Sin embargo, esta renuncia lingüística se resquebraja en un inesperado resquicio: tras ser despedido de su primer trabajo en la parisina embajada de Israel, Yoav consigue un nuevo empleo como modelo erótico-pornográfico. En la línea del pluriempleado Antoine Doinel, aunque sin la carga cómica del personaje-alter ego de François Truffaut, el protagonista de 'Sinónimos' encarna una nueva forma de ostracismo, de rechazo: el del inmigrante como objeto de consumo cuyo único valor es el ser mirado.

El agresivo fotógrafo que contrata a Yoav le insta a usar el hebreo en un reclamo de marcada índole exoticista, y es, de hecho, el único momento en el que el personaje habla en su lengua materna.

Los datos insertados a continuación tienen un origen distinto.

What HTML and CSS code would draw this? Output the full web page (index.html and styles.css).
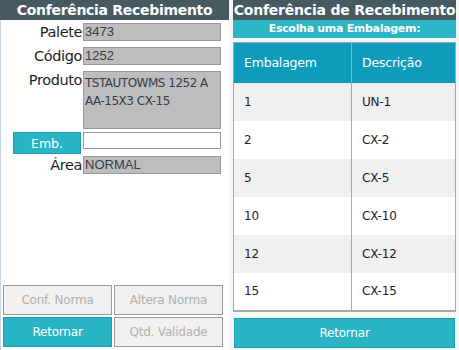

La ofensa va un paso más allá cuando ese mismo fotógrafo le reúne con una mujer palestina para una escena que finalmente no llega a fotografiarse, pero que refleja la imposible integración: no hay huida posible de las raíces porque siempre será el otro para los ojos occidentales, siempre será mirado desde un prisma que no lo concibe como ser sino como figura, como arquetipo.

Es esta perversión la que pone de relieve cómo se configura la mirada europea ante la otredad y, en concreto, sobre el conflicto palestino, que genera una atracción semipornográfica y bien podría ser significante del morbo mediático en Occidente al observar el conflicto palestino. Una perversión de la que el protagonista escapa una vez consigue ser francés de la única forma posible: a través del estudio de los usos, costumbres y lenguajes del país. Porque el idioma, como la cultura, como la nación, todos puro artificio, se aprenden, se construyen, se asumen.

Ya integrado en la dinámica de su nueva patria, Yoav parece claro representante de los nacionalismos del siglo XIX y su grandilocuencia decimonónica, con airados reclamos a un presente que parece haber olvidado la grandeza de la nación francesa. Grandeza de la que el irredento protagonista, antigua tabula rasa y ahora fiel representante de su país, presume orgulloso pero no puede formar parte. Es en una rima con el inicio de la película, y, de nuevo, ante una puerta cerrada, cuando vuelven a resonar las mismas preguntas: qué es París, qué puede ser París.